On Wednesday, during the latest entry of “Who Played It Best?” I was discussing how Hollywood is notorious for releasing to movies, within months of each other, with the exact same premise. In 1998, both Steven Spielberg and Terrance Malick released two epic movies set during World War II. Both films featured ensembles featuring outstanding casts, both a murky cinematography that really enriched the visuals and each film told potent stories. Out of the two WWII films to come out that year, my personal favorite was Steven Spielberg’s “Saving Private Ryan.” “Saving Private Ryan” is a grand highlight in Steven Spielberg’s career, coming from the guy that gave us “E.T.” and “Jaws” and “Jurassic Park,” and “Close Encounters of the Third Kind” and “Schindler’s List” and “Minority Report” and “Indiana Jones” and “The Color Purple” and “The Adventures of Tintin” and “Amistad” and “Catch Me If You Can” and “Lincoln,” that says something. That really, truly says something. Steven Spielberg will go down in cinematic history as one of our greatest storytellers and he created a intoxicating experience with “Saving Private Ryan.”

“Saving Private Ryan” is not the typical World War II movie. Heck, it is not the typical war genre movie. That is as clear as day, especially within the opening moments of the film, the audience can definitely see how original and different Spielberg wanted to be. The film opens with the invasion of Normandy during D-Day, the big operation that won us the victory in Europe. We focus on Captain John H. Miller (Tom Hanks) and he prepares his men to rush the beach. Already, there is scenery that captivates us right from the beginning. The booming of the bombs, the splashing of the ocean water, the nervousness of the soldiers, the sea-sickness, it all draws us in right away and that is all before the bullets start flying toward the soldiers.
The D-Day invasion that Steven Spielberg created is a massive achievement all by itself. Yes, it is bloody and gory, but what would you expect from an accurate depiction of the Normandy invasion. It is clear that Steven Spielberg was not doing anything by half-measures when he chose to direct this movie. The invasion is tense, confusing, woozy, and quite harrowing. Not only is it a masterful way to open a war movie, but it captures the nightmare of war. Though so many lost their lives in the invasion, Miller and his men are successful. As the camera pans at all of the dead soldiers on the beach, it focuses on one dead man in particular, a man with the last name of Ryan.

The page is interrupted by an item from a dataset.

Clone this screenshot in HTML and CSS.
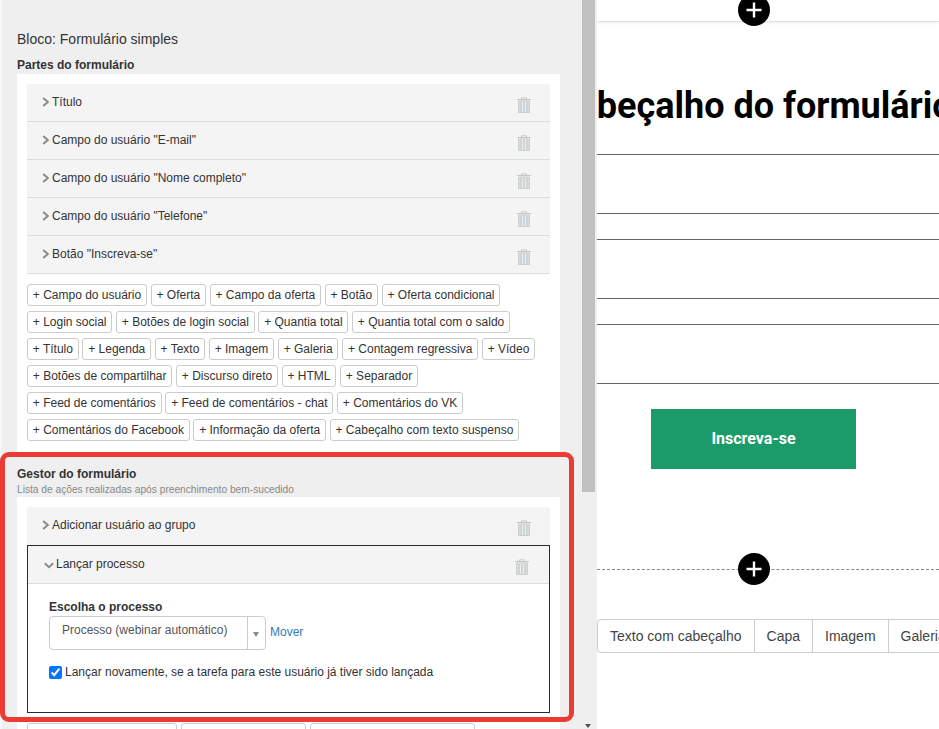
FILE: index.html
```html
<!DOCTYPE html>
<html lang="pt">
<head>
<meta charset="utf-8">
<title>Bloco: Formulário simples</title>
<link rel="stylesheet" href="styles.css">
</head>
<body>
<svg class="defs" width="0" height="0" aria-hidden="true">
  <symbol id="trash" viewBox="0 0 14 16">
    <path d="M4.5 2.5V.8h5v1.7" fill="none" stroke="#c9c9c9"/>
    <path d="M0 2.5h14" stroke="#c4c4c4" stroke-width="1"/>
    <path d="M1.5 4h11v11.5h-11z" fill="#dcdcdc" stroke="#cdcdcd"/>
    <path d="M4 5v10M7 5v10M10 5v10" stroke="#c2d0da" stroke-width="1"/>
    <path d="M5.5 5v10M8.5 5v10" stroke="#f1ebe2" stroke-width="1"/>
  </symbol>
  <symbol id="chev-r" viewBox="0 0 8 10">
    <path d="M1.2 1l4.6 4-4.6 4" fill="none" stroke="#8a8a8a" stroke-width="2"/>
  </symbol>
  <symbol id="chev-d" viewBox="0 0 10 7">
    <path d="M.8 1.2l4.2 4 4.2-4" fill="none" stroke="#8a8a8a" stroke-width="2"/>
  </symbol>
  <symbol id="plus" viewBox="0 0 32 32">
    <circle cx="16" cy="16" r="16" fill="#000"/>
    <path d="M16 8.5v15M8.5 16h15" stroke="#fff" stroke-width="2.4"/>
  </symbol>
</svg>

<div class="app">
  <aside class="sidebar">
    <div class="sidebar-body">
      <h1 class="block-title">Bloco: Formulário simples</h1>
      <h2 class="section-title">Partes do formulário</h2>
      <section class="panel panel-parts">
        <ul class="rows">
          <li class="row"><svg class="chev"><use href="#chev-r"/></svg><span class="row-label">Título</span><svg class="trash"><use href="#trash"/></svg></li>
          <li class="row"><svg class="chev"><use href="#chev-r"/></svg><span class="row-label">Campo do usuário "E-mail"</span><svg class="trash"><use href="#trash"/></svg></li>
          <li class="row"><svg class="chev"><use href="#chev-r"/></svg><span class="row-label">Campo do usuário "Nome completo"</span><svg class="trash"><use href="#trash"/></svg></li>
          <li class="row"><svg class="chev"><use href="#chev-r"/></svg><span class="row-label">Campo do usuário "Telefone"</span><svg class="trash"><use href="#trash"/></svg></li>
          <li class="row"><svg class="chev"><use href="#chev-r"/></svg><span class="row-label">Botão "Inscreva-se"</span><svg class="trash"><use href="#trash"/></svg></li>
        </ul>
        <div class="adders">
          <button class="add">+ Campo do usuário</button>
          <button class="add">+ Oferta</button>
          <button class="add">+ Campo da oferta</button>
          <button class="add">+ Botão</button>
          <button class="add">+ Oferta condicional</button>
          <button class="add">+ Login social</button>
          <button class="add">+ Botões de login social</button>
          <button class="add">+ Quantia total</button>
          <button class="add">+ Quantia total com o saldo</button>
          <button class="add">+ Título</button>
          <button class="add">+ Legenda</button>
          <button class="add">+ Texto</button>
          <button class="add">+ Imagem</button>
          <button class="add">+ Galeria</button>
          <button class="add">+ Contagem regressiva</button>
          <button class="add">+ Vídeo</button>
          <button class="add">+ Botões de compartilhar</button>
          <button class="add">+ Discurso direto</button>
          <button class="add">+ HTML</button>
          <button class="add">+ Separador</button>
          <button class="add">+ Feed de comentários</button>
          <button class="add">+ Feed de comentários - chat</button>
          <button class="add">+ Comentários do VK</button>
          <button class="add">+ Comentários do Facebook</button>
          <button class="add">+ Informação da oferta</button>
          <button class="add">+ Cabeçalho com texto suspenso</button>
        </div>
      </section>
      <div class="manager-head">
        <h2 class="section-title">Gestor do formulário</h2>
        <p class="section-sub">Lista de ações realizadas após preenchimento bem-sucedido</p>
      </div>
      <section class="panel panel-manager">
        <div class="row"><svg class="chev"><use href="#chev-r"/></svg><span class="row-label">Adicionar usuário ao grupo</span><svg class="trash"><use href="#trash"/></svg></div>
        <div class="open-item">
          <div class="row row-open"><svg class="chev-down"><use href="#chev-d"/></svg><span class="row-label">Lançar processo</span><svg class="trash"><use href="#trash"/></svg></div>
          <div class="open-body">
            <label class="field-label">Escolha o processo</label>
            <div class="field-line">
              <div class="select">
                <span class="select-value">Processo (webinar automático)</span>
                <span class="select-arrow"></span>
              </div>
              <a class="move" href="#">Mover</a>
            </div>
            <label class="check-line"><input class="check" type="checkbox" checked><span>Lançar novamente, se a tarefa para este usuário já tiver sido lançada</span></label>
          </div>
        </div>
        <div class="adders adders-bottom">
          <button class="add add-a">+ Criar notificação push</button>
          <button class="add add-b">+ Enviar mensagem</button>
          <button class="add add-c">+ Criar notificação interna</button>
        </div>
      </section>
    </div>
    <div class="scrollbar"><div class="scroll-thumb"></div><div class="scroll-arrow"></div></div>
    <div class="highlight"></div>
  </aside>

  <main class="canvas">
    <div class="top-strip"><svg class="plus plus-top"><use href="#plus"/></svg></div>
    <h2 class="form-heading">Cabeçalho do formulário</h2>
    <div class="field"></div>
    <div class="field"></div>
    <div class="field"></div>
    <button class="subscribe">Inscreva-se</button>
    <div class="divider"><svg class="plus"><use href="#plus"/></svg></div>
    <div class="tabs">
      <span class="tab">Texto com cabeçalho</span>
      <span class="tab">Capa</span>
      <span class="tab">Imagem</span>
      <span class="tab">Galeria</span>
    </div>
  </main>
</div>
</body>
</html>
```
FILE: styles.css
```css
* { box-sizing: border-box; }
html, body { margin: 0; padding: 0; height: 100%; overflow: hidden; background: #fff; }
body { font-family: "Liberation Sans", Arial, sans-serif; font-size: 12px; color: #333; }
.defs { position: absolute; }
.app { display: flex; width: 939px; height: 729px; overflow: hidden; }

.sidebar { position: relative; flex: 0 0 597px; height: 729px; display: flex; overflow: hidden; background: #efefef; box-shadow: inset 2px 0 0 #f8f8f8; }
.sidebar-body { flex: 0 0 582px; height: 729px; overflow: hidden; padding: 31px 22px 0 17px; }
.block-title { margin: 0; font-size: 14px; font-weight: 400; line-height: 16px; color: #333; }
.section-title { margin: 11px 0 0; font-size: 12px; font-weight: 700; line-height: 14px; color: #333; }
.panel { background: #fff; padding: 10px 10px 0; }
.panel-parts { margin-top: 2px; height: 381px; }
.rows { list-style: none; margin: 0; padding: 0; }
.row { display: flex; align-items: center; height: 38px; padding-left: 15px; padding-right: 19px; background: #f4f4f4; border-bottom: 1px solid #dcdcdc; color: #333; }
.rows .row:first-child, .panel-manager > .row { border-radius: 3px 3px 0 0; }
.panel-manager > .row { border-bottom: 0; padding-bottom: 1px; }
.chev { width: 8px; height: 10px; margin-right: 2px; margin-bottom: 1px; flex: none; }
.chev-down { width: 10px; height: 7px; margin: 2px 2px 0 1px; flex: none; }
.row-label { flex: 1; line-height: 14px; margin-top: -1px; }
.trash { width: 14px; height: 16px; flex: none; margin-top: 5px; }

.adders { display: flex; flex-wrap: wrap; gap: 5px 3.7px; padding-top: 10px; }
.add { height: 22px; padding: 0 4.8px; background: #fff; border: 1px solid #ccc; border-radius: 3px; font: 12px/18px "Liberation Sans", Arial, sans-serif; color: #333; white-space: nowrap; }

.manager-head { padding-top: 12px; height: 42px; }
.manager-head .section-title { margin: 0; }
.section-sub { margin: 3px 0 0; font-size: 10.2px; line-height: 11px; color: #888; }
.panel-manager { height: 300px; }
.open-item { border: 1px solid #2b2b2b; height: 168px; background: #fff; }
.row-open { padding-left: 15px; padding-right: 20px; }
.open-body { padding: 16px 21px 0; }
.field-label { display: block; font-size: 12px; font-weight: 700; line-height: 14px; color: #333; }
.field-line { display: flex; align-items: center; margin-top: 2px; }
.select { display: flex; width: 217px; height: 34px; border: 1px solid #ccc; border-radius: 4px; background: #fff; }
.select-value { flex: 1; padding: 6px 0 0 12px; line-height: 14px; color: #555; }
.select-arrow { position: relative; flex: 0 0 18px; border-left: 1px solid #ccc; }
.select-arrow::after { content: ""; position: absolute; left: 5px; top: 15px; border: 3.5px solid transparent; border-top: 5px solid #888; border-bottom: 0; }
.move { margin: -2px 0 0 4px; color: #337ab7; text-decoration: none; }
.check-line { display: flex; align-items: center; margin-top: 15px; color: #333; }
.check { width: 13px; height: 13px; margin: 0 3px 0 0; accent-color: #0075ff; }
.adders-bottom { gap: 4px; padding-top: 10px; }
.add-a, .add-b, .add-c { text-align: left; padding: 0 5px; }
.add-a { width: 150px; }
.add-b { width: 125px; }
.add-c { width: 165px; }

.scrollbar { position: relative; flex: 0 0 13px; height: 729px; }
.scroll-thumb { height: 492px; background: #c0c0c0; }
.scroll-arrow { position: absolute; left: 3px; bottom: 1px; border: 3.5px solid transparent; border-top: 4px solid #505050; border-bottom: 0; }
.highlight { position: absolute; left: 0; top: 452px; width: 574px; height: 270px; border: 5px solid #ea3b34; border-radius: 9px; pointer-events: none; }

.canvas { flex: 1; min-width: 0; height: 729px; overflow: hidden; background: #fff; }
.top-strip { position: relative; height: 22px; border-bottom: 1px solid #e2e2e2; box-shadow: 0 1px 3px rgba(0,0,0,.08); }
.plus { position: absolute; left: 141px; width: 32px; height: 32px; }
.plus-top { top: -6px; }
.form-heading { margin: 63px 0 0 -43px; font-family: Roboto, sans-serif; font-size: 36px; font-weight: 700; line-height: 42px; color: #000; white-space: nowrap; }
.field { height: 60px; margin-top: 25px; border-top: 1px solid #666; border-bottom: 1px solid #666; }
.form-heading + .field { margin-top: 27px; }
.subscribe { display: block; width: 205px; height: 60px; margin: 25px 0 0 54px; padding: 0 0 2px; border: 0; background: #1b9b69; color: #fff; font: 700 16px Roboto, sans-serif; }
.divider { position: relative; height: 1px; margin-top: 100px; border-top: 1px dashed #888; }
.divider .plus { top: -17px; }
.tabs { display: flex; margin-top: 49px; height: 34px; }
.tab { flex: none; padding: 0 12px; line-height: 32px; font-size: 14px; color: #444; border: 1px solid #ccc; border-left: 0; white-space: nowrap; }
.tab:first-child { border-left: 1px solid #ccc; border-radius: 4px 0 0 4px; }
```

The commanding group in charge of the American military catches wind that the Ryan family lost three of their four boys within something like two weeks and that the mother will be receiving all three telegrams on the same day. They also discover that the fourth boy may still be alive, and they send out a mission to rescue him and bring him home. The mission is given to Miller and he puts together a team that includes Sergeant Mike Horvath (Tom Sizemore), Private Reiben (Edward Burns), Private Jackson (Berry Pepper), Private Mellish (Adam Goldberg), Private Caparzo (Vin Diesel), Technician Irvin Wade (Giovanni Ribisi) and Technician Timothy Upham (Jeremy Davies). Together, they go as far behind enemy lines to find Private Ryan (Matt Damon) and bring him back home.

The genius behind “Saving Private Ryan” is how well this group of actors gel together. These are not actors reciting lines; these are actors who become a group of men that have been to Hell and back together. The way the group jokes, the way they have conversation and the way they argue with each other all feels natural and real. It is truly defining work for everybody that goes on the mission. What really seals the deal for me is the work done by Tom Hanks, Tom Sizemore and Edward Burns. They are the three that really drive the group and their chemistry is undeniable. Hanks proves why he is one of the best actors in the history of the business, creating a somber yet sincere performance as the group’s leader. Tom Sizemore, who has been missing from film for way too long now, proves why he was the go-to guy for these roles in the 1990’s. How he never won an award for anything is astounding. Then there is Edward Burns, in some cases he is my favorite performance in the whole film. He’s one of the few in the group that doesn’t fully understand nor believe in the mission, but how he has so much respect for his brothers-in-arms and how willfully goes on the mission anyway is pitch-perfect. It’s a wonderful performance, easily one of the best of the whole decade. There are great actors all throughout the movie that make a brief but inspiring footnote in the film. These are  not just quick cameos, everybody means something, whether its Ted Danson, or Paul Giamatti, or Denis Farina, or Bryan Cranston, or Nathan Fillion, or Leland Orser, they are all important to the journey to Ryan.

How Steven Spielberg captures war on film is the main reason to see the movie. How he captured the dirtiness of war, the stench, the confusion, the horror of it all is completely shocking. I believe his movie will go down as one of the most accurate and rousing visions of war in the medium. He also successfully captures how these men were affected by the war and how almost none of them came back themselves afterward, not only that but Spielberg captures how our nation changed as a result of the war. The film is packed with symbolism, packed with realism, but it also inspired hope. It tells that even though WWII was dark, there was still hope; hope that one small mission could bring good back in the world. I think that is why the film is so important and so worth your time. If you don’t know what to watch as this Memorial Day weekend comes to a close, consider this gracious experience.